A metà degli anni ’80 il ritorno a Jesi, dopo avere declinato la nomina a Direttore Generale della allora Cassa di Risparmio di Fabriano e Cupramontana. Da Jesi la Cassa di Risparmio si espande in tutta la provincia di Ancona e anche di Macerata. Guida la scissione della Cassa di Risparmio dalla Fondazione, seguendo i dettami della allora Legge Amato. Nel fare questo, tuttavia, la sua lungimiranza era forte. La Fondazione Cassa di Risparmio di Jesi, di cui fu primo Segretario, rimaneva come socio di maggioranza, una quota di minoranza veniva data alla allora Cariplo, grande banca che poteva erogare in network servizi a livello locale che una banca minore non poteva offrire, e un azionariato diffuso per potere consolidare i legami con il territorio.

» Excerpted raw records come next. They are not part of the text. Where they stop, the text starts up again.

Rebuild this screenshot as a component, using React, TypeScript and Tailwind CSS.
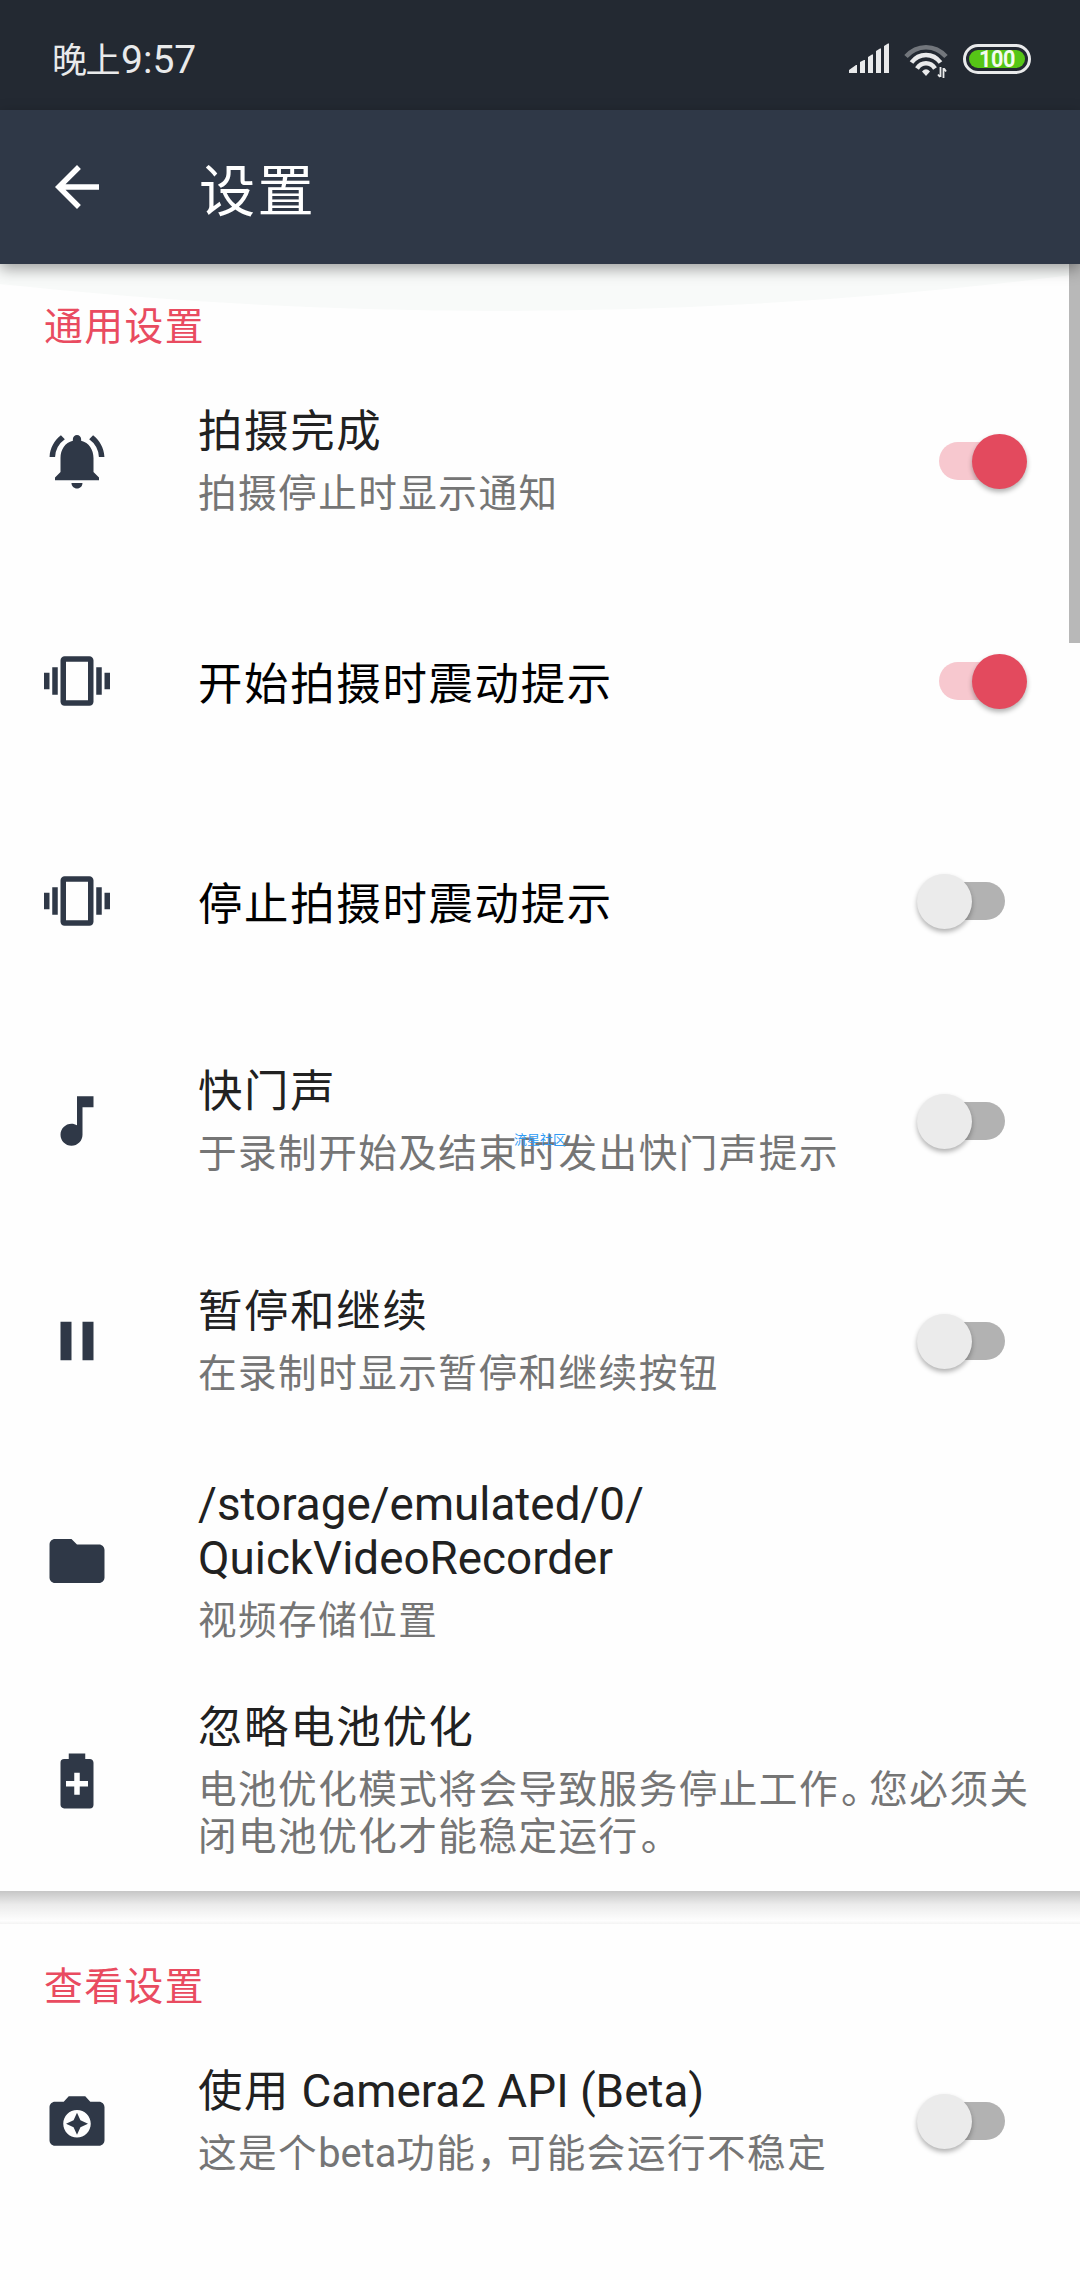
import { useState } from 'react';
import type { IconType } from 'react-icons';
import {
  MdArrowBack,
  MdCameraEnhance,
  MdFolder,
  MdMusicNote,
  MdNotificationsActive,
  MdPause,
  MdVibration,
} from 'react-icons/md';

type Setting = {
  id: string;
  icon: IconType | typeof BatteryPlusIcon;
  title: string;
  summary?: string;
  checked?: boolean;
};

const generalSettings: Setting[] = [
  { id: 'notify', icon: MdNotificationsActive, title: '拍摄完成', summary: '拍摄停止时显示通知', checked: true },
  { id: 'vibrate-start', icon: MdVibration, title: '开始拍摄时震动提示', checked: true },
  { id: 'vibrate-stop', icon: MdVibration, title: '停止拍摄时震动提示', checked: false },
  { id: 'shutter', icon: MdMusicNote, title: '快门声', summary: '于录制开始及结束时发出快门声提示', checked: false },
  { id: 'pause', icon: MdPause, title: '暂停和继续', summary: '在录制时显示暂停和继续按钮', checked: false },
  { id: 'folder', icon: MdFolder, title: '/storage/emulated/0/\nQuickVideoRecorder', summary: '视频存储位置' },
  {
    id: 'battery',
    icon: BatteryPlusIcon,
    title: '忽略电池优化',
    summary: '电池优化模式将会导致服务停止工作。您必须关\n闭电池优化才能稳定运行。',
  },
];

const viewSettings: Setting[] = [
  {
    id: 'camera2',
    icon: MdCameraEnhance,
    title: '使用 Camera2 API (Beta)',
    summary: '这是个beta功能，可能会运行不稳定',
    checked: false,
  },
];

function BatteryPlusIcon({ className }: { className?: string }) {
  return (
    <svg viewBox="0 0 24 24" fill="currentColor" className={className}>
      <path d="M16.67 4H15V2H9v2H7.33A1.33 1.33 0 0 0 6 5.33v15.34C6 21.4 6.6 22 7.33 22h9.34A1.33 1.33 0 0 0 18 20.67V5.33C18 4.6 17.4 4 16.67 4M16 14h-3v3h-2v-3H8v-2h3V9h2v3h3v2" />
    </svg>
  );
}

// Chinese runs are set a little smaller and wider than Latin ones, punctuation narrower
function MixedText({ text }: { text: string }) {
  const parts = text.match(/[\u4e00-\u9fff]+|[。，]|[^\u4e00-\u9fff。，]+/g) ?? [];
  return (
    <>
      {parts.map((part, i) => {
        if (part === '。') {
          return <span key={i} className="ml-[2px] leading-none tracking-[-11.5px]">{part}</span>;
        }
        if (part === '，') {
          return <span key={i} className="leading-none tracking-[-9.5px]">{part}</span>;
        }
        if (/^[\u4e00-\u9fff]/.test(part)) {
          return <span key={i} className="text-[0.97em] leading-none tracking-[0.038em]">{part}</span>;
        }
        return <span key={i}>{part}</span>;
      })}
    </>
  );
}

function SignalIcon() {
  return (
    <svg width="42" height="32" viewBox="0 0 42 32" fill="currentColor">
      <path d="M1 30v-3l7-5h1v8zM12 30V19l4-2h1v13zM20 30V14l4-2.500h1V30zM28 30V8l4-2.500h1V30zM36 30V3l4-2.500h1V30z" />
    </svg>
  );
}

function WifiIcon() {
  return (
    <svg width="44" height="36" viewBox="0 0 44 36" fill="none" stroke="currentColor" strokeWidth="4.500">
      <path d="M2 13.500C13 1 31 1 42 13.500" className="opacity-40" />
      <path d="M7.500 19.500C15 9.500 29 9.500 36.500 19.500" />
      <path d="M13 25.500C17.500 18.500 26.500 18.500 31 25.500" />
      <path d="M18 28.500Q22 24 26 28.500L22 33z" fill="currentColor" stroke="none" />
      <path d="M36.500 24v10M39.500 25v10M34 31.500l2 2.500M42 28.500l-2-3" strokeWidth="1.800" />
    </svg>
  );
}

function StatusBar() {
  return (
    <div className="flex h-[110px] items-center justify-between bg-[#232932] pt-[8px] pr-[49px] pl-[52px] text-[#e9eaeb]">
      <div className="flex items-baseline pt-[3px]">
        <span className="text-[35px] leading-[48px] tracking-[-1.5px]">晚上</span>
        <span className="ml-[2px] text-[39px] leading-[48px]">9:57</span>
      </div>
      <div className="flex items-center">
        <SignalIcon />
        <div className="ml-[14px] pt-[4px]">
          <WifiIcon />
        </div>
        <div className="ml-[15px] flex h-[30px] w-[68px] rounded-full border-[3px] border-current p-[3px]">
          <div className="flex flex-1 items-center justify-center rounded-full bg-[#56c516] text-[24px] leading-none font-bold text-[#f4fbf0]">
            <span className="scale-x-90 tracking-[-0.5px]">100</span>
          </div>
        </div>
      </div>
    </div>
  );
}

function Switch({ checked, onChange }: { checked: boolean; onChange: () => void }) {
  return (
    <button
      type="button"
      role="switch"
      aria-checked={checked}
      onClick={onChange}
      className="relative flex h-[55px] w-[110px] shrink-0 items-center justify-center"
    >
      <span className={`h-[38px] w-[66px] ${checked ? 'rounded-l-full bg-[#f7c8cf]' : 'rounded-r-full bg-[#b2b2b2]'}`} />
      <span
        className={`absolute top-0 size-[55px] rounded-full shadow-[0_3px_5px_rgba(0,0,0,0.3)] ${
          checked ? 'right-0 bg-[#e34a5e]' : 'left-0 bg-[#ebebeb]'
        }`}
      />
    </button>
  );
}

function SettingRow({ setting }: { setting: Setting }) {
  const [checked, setChecked] = useState(setting.checked ?? false);
  const Icon = setting.icon;

  return (
    <div className="flex h-[220px] items-center pr-[53px] pl-[44px]">
      <Icon className="size-[66px] shrink-0 text-[#2f3847]" />
      <div className="ml-[88px] flex flex-1 flex-col gap-[11px] pb-[1px] whitespace-pre">
        <div className={`text-[45.8px] leading-[54px] ${setting.summary ? 'text-[#212121]' : 'pt-[8px] text-black'}`}>
          <MixedText text={setting.title} />
        </div>
        {setting.summary && (
          <div className="text-[39.8px] leading-[47px] text-[#757575]">
            <MixedText text={setting.summary} />
          </div>
        )}
      </div>
      {setting.checked !== undefined && <Switch checked={checked} onChange={() => setChecked(!checked)} />}
    </div>
  );
}

function Section({ title, settings }: { title: string; settings: Setting[] }) {
  return (
    <section>
      <h2 className="h-[87px] pt-[39px] pl-[44px] text-[40px] leading-[47px] text-[#e94b60]">
        <MixedText text={title} />
      </h2>
      {settings.map((s) => (
        <SettingRow key={s.id} setting={s} />
      ))}
    </section>
  );
}

export default function App() {
  return (
    <div className="relative h-[2280px] w-[1080px] overflow-hidden bg-[#fefefe] font-[Roboto,'Noto_Sans_CJK_SC',sans-serif]">
      <StatusBar />
      <header className="relative z-10 flex h-[154px] items-center bg-[#2f3847] pl-[44px] text-white shadow-[0_5px_14px_rgba(0,0,0,0.36)]">
        <MdArrowBack className="size-[66px]" />
        <h1 className="ml-[89px] pt-[7px] text-[58px] leading-[66px]">
          <MixedText text="设置" />
        </h1>
      </header>

      <main className="relative">
        {/* overscroll glow */}
        <svg className="absolute top-0 left-0" width="1080" height="48" viewBox="0 0 1080 48">
          <path d="M0 0H1080V10A4629 4629 0 0 1 0 20Z" fill="#f8faf9" />
        </svg>
        <div className="relative">
          <Section title="通用设置" settings={generalSettings} />
        </div>
        <div className="h-[30px] bg-linear-to-b from-[#c6c6c6] via-[#ebebeb] via-45% to-[#fefefe]" />
        <div className="h-[3px] bg-linear-to-b from-[#fdfdfd] to-[#f3f3f3]" />
        <Section title="查看设置" settings={viewSettings} />

        <div className="absolute top-0 right-0 h-[379px] w-[11px] bg-[#b8b8b8]" />
        <div className="absolute top-[867px] left-[514px] text-[13px] leading-[18px] text-[#2f9bf5]">流星社区</div>
      </main>
    </div>
  );
}
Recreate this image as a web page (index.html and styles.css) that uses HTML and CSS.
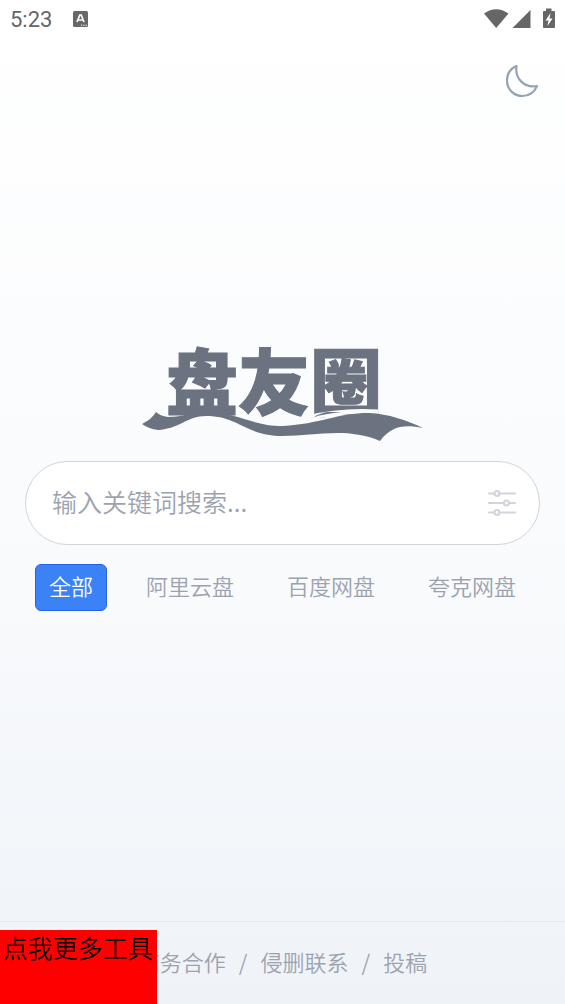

Lungimiranza, appunto, e strategia. E poi il rapporto con i clienti, che erano sia chi depositava soldi sia chi li chiedeva in prestito. Meritavano tutti la stessa attenzione, la stessa cura e, perché no, gli stessi ammonimenti morali. Con loro parlava sempre volentieri per guidarli e consigliargli. Con i dipendenti era un forte motivatore, ma mai sopra le righe. Prima di Natale auguri di persona a tutte le filiali. La sera del 31 dicembre visita di precetto ai dipendenti ancora al lavoro per “fare le chiusure di fine anno”, rinunciando al tradizionale “Veglione”.

Tre suoi alti dirigenti diventarono, poi, a loro volta, Direttori Generali di banca. Con loro, tuttavia, con forte stima reciproca, si dava sempre del “Lei”. L’auto di servizio con l’autista a disposizione era usata solo nelle trasferte, perché almeno riusciva a far risparmiare l’hotel alla banca organizzando più appuntamenti in un giorno. I motti economici derivavano tutti dalla campagna, di cui non rinnegava mai le origini.

Poi la decisione, non solo politica, di fare incorporare la Cassa di Risparmio di Jesi nella Banca delle Marche, progetto che non aveva mai condiviso fin dall’origine. Diceva sempre che era la Banca delle Marche che aveva bisogno della Cassa di Risparmio di Jesi e non viceversa. Dopo oltre venti anni i fatti gli hanno purtroppo dato ragione. Pagò di persona il dissenso lasciando la Banca delle Marche, dove era stato “declassato” a Vicedirettore Generale, volendo chiudere la sua carriera da “Direttore Generale” di banca. Venne chiamato dalla Cassa di Risparmio di Ascoli Piceno, della quale guidò lo sviluppo a Nord della Regione fino ad Ancona. Attenzione ai clienti, motivazione del personale, cura dei legami con il territorio. Rifiutò ogni proposta di iscrizione a partiti e associazioni di vario tipo, asserendo sempre che doveva essere agli occhi di tutti “un tecnico super partes”.

Quando andò in pensione un imprenditore di peso della provincia di Ancona gli disse che aveva perso il suo consulente non solo competente, ma gratuito. Banca, famiglia e… bicicletta, questa la sua vita. Ai funerali, una stratificazione di bancari e banchieri locali, o suoi colleghi o suoi “allievi”. Se ai tempi si fosse seguita la strategia del “Direttore” Cacciamani, il sistema bancario e, di conseguenza, l’economia regionale avrebbero preso una direzione diversa, se non di crescita, sicuramente non di doloroso declino».